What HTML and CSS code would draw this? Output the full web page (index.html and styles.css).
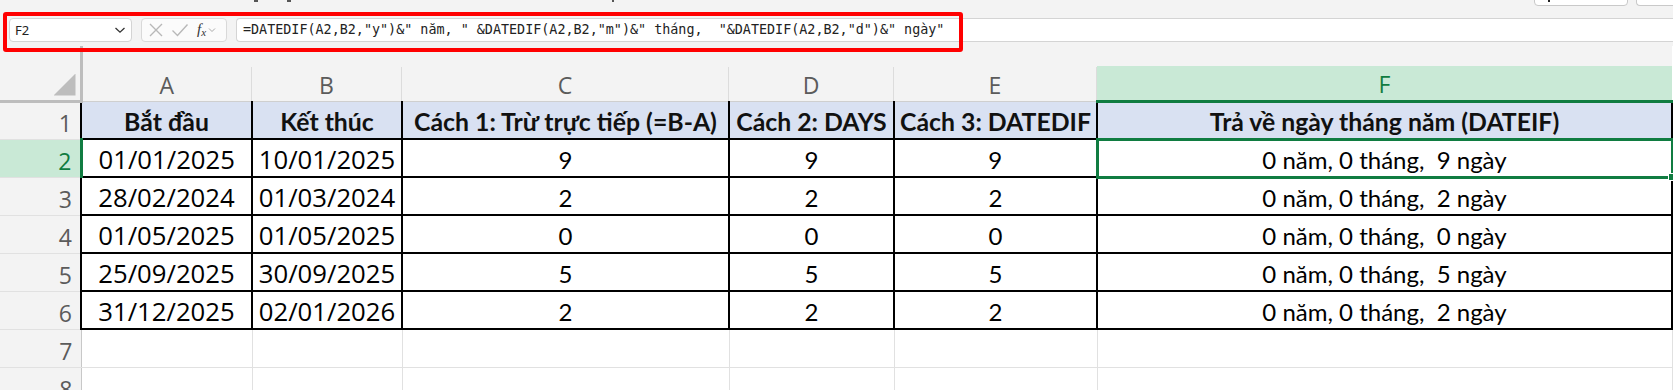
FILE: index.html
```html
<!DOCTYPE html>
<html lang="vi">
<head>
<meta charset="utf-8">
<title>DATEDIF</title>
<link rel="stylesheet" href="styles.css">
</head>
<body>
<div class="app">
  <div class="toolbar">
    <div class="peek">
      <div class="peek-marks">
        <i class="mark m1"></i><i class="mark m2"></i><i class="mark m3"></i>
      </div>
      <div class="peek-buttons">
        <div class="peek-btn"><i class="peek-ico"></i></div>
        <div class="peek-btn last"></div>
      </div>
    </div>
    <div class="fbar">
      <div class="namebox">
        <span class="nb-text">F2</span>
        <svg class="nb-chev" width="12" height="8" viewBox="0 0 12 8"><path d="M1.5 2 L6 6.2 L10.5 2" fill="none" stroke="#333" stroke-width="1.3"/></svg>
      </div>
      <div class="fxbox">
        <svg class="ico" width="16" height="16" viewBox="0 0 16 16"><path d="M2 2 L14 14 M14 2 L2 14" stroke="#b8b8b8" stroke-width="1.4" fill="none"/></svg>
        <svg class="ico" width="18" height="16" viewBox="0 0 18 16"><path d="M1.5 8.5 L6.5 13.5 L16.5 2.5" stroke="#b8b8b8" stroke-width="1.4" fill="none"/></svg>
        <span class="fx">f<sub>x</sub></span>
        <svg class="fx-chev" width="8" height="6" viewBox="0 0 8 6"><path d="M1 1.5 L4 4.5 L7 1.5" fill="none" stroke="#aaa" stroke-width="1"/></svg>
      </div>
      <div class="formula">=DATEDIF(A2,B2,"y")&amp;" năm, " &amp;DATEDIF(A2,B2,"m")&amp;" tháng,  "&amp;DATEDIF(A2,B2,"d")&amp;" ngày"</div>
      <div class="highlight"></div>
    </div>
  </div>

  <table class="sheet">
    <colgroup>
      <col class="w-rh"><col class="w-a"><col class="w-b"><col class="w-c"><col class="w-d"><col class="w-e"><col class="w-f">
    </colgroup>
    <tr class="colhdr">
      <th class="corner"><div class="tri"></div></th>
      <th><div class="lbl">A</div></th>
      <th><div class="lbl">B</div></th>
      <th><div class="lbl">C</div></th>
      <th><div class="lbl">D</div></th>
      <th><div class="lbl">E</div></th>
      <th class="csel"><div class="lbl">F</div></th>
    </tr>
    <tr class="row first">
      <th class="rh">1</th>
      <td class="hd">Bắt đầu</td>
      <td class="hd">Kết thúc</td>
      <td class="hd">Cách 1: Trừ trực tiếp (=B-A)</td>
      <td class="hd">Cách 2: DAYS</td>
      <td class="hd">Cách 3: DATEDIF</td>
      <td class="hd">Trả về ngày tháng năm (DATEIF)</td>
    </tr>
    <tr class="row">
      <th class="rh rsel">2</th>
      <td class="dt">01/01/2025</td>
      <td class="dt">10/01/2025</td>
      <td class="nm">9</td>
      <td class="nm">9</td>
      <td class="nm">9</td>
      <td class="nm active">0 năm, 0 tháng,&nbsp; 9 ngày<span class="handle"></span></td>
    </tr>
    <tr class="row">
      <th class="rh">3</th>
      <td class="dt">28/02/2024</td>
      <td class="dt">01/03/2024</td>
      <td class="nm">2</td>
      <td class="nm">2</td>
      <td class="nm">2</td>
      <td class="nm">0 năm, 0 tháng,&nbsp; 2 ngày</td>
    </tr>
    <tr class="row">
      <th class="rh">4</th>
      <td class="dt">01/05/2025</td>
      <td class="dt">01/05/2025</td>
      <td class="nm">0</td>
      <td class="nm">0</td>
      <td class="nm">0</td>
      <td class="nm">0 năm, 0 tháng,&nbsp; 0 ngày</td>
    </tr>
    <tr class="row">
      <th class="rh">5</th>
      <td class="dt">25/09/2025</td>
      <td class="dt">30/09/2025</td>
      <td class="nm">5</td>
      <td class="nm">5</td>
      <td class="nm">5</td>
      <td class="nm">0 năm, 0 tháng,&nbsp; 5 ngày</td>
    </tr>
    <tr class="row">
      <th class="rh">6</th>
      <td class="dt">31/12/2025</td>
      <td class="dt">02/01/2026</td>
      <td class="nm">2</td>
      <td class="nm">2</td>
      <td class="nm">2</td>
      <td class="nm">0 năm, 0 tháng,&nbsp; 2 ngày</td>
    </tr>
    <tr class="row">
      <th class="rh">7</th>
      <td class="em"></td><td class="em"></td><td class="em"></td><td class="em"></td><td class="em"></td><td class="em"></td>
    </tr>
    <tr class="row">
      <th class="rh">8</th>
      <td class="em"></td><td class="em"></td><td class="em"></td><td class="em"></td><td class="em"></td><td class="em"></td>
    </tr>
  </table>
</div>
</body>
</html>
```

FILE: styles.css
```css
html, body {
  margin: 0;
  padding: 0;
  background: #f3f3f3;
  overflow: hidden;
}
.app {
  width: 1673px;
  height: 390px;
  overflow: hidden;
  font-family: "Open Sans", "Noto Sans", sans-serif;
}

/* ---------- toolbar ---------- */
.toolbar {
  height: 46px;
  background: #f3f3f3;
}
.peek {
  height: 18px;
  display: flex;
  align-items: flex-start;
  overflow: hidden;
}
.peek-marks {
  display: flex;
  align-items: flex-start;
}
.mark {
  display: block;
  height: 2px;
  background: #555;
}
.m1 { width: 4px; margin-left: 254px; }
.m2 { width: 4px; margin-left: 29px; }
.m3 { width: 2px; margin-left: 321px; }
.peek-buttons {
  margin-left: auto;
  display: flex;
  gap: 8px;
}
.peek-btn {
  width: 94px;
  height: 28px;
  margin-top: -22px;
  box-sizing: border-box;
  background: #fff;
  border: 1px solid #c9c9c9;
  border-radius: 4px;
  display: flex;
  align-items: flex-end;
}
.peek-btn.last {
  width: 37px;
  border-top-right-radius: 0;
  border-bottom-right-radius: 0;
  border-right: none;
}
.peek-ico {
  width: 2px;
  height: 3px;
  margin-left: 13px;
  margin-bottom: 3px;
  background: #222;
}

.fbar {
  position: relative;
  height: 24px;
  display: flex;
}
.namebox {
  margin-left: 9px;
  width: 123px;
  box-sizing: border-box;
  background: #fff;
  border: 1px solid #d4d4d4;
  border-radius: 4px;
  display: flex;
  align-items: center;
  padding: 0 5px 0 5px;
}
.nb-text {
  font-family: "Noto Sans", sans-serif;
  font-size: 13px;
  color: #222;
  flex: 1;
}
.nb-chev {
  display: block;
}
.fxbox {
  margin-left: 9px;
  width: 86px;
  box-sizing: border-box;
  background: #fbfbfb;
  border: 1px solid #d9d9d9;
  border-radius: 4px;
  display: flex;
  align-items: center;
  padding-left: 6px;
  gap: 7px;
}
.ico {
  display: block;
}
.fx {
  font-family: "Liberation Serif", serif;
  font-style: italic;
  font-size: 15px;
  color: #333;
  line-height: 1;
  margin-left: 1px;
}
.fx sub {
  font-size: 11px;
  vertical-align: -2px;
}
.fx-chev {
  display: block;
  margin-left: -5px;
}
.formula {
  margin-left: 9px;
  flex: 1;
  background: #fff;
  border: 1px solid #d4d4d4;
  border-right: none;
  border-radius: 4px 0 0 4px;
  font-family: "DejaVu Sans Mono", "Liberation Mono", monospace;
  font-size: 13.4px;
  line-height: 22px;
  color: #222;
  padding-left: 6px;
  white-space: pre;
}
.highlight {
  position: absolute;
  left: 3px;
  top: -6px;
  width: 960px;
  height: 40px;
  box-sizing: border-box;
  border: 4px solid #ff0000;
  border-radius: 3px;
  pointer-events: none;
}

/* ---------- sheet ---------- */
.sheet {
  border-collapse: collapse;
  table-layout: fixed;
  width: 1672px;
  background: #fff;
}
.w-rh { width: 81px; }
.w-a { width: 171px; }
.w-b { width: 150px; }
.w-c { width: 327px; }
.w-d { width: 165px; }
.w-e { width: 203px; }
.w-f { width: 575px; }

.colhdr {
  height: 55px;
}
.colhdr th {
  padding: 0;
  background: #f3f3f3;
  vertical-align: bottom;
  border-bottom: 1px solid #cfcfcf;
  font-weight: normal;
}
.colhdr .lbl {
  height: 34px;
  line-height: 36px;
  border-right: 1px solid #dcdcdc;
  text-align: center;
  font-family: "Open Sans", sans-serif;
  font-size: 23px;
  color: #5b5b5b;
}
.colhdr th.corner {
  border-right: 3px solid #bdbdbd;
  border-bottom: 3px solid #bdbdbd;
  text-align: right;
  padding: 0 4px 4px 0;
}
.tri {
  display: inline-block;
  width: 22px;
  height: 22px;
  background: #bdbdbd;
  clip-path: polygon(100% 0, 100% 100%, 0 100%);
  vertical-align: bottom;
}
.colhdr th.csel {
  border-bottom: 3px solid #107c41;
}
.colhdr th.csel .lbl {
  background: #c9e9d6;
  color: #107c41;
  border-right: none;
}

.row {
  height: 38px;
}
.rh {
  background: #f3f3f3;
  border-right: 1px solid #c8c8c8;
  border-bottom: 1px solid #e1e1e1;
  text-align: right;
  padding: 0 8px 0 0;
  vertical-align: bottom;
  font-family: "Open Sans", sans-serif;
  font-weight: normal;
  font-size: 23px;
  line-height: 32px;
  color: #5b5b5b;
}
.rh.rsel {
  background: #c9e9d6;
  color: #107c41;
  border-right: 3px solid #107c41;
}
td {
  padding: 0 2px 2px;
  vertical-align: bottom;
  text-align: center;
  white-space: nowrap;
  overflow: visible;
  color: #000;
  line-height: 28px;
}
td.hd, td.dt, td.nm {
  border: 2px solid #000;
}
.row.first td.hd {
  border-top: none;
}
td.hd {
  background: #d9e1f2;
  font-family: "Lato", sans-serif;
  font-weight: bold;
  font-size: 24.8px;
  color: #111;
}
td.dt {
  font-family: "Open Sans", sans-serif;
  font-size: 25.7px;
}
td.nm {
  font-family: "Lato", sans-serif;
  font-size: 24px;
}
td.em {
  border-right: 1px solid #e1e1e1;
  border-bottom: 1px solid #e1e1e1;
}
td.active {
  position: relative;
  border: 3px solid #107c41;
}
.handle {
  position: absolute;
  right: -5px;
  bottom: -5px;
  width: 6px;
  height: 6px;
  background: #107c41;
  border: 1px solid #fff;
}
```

......

▸ What is being asked
Copy out each line in the listing that has the word "styles".

▸ Answer to the task
What HTML and CSS code would draw this? Output the full web page (index.html and styles.css).
<link rel="stylesheet" href="styles.css">
FILE: styles.css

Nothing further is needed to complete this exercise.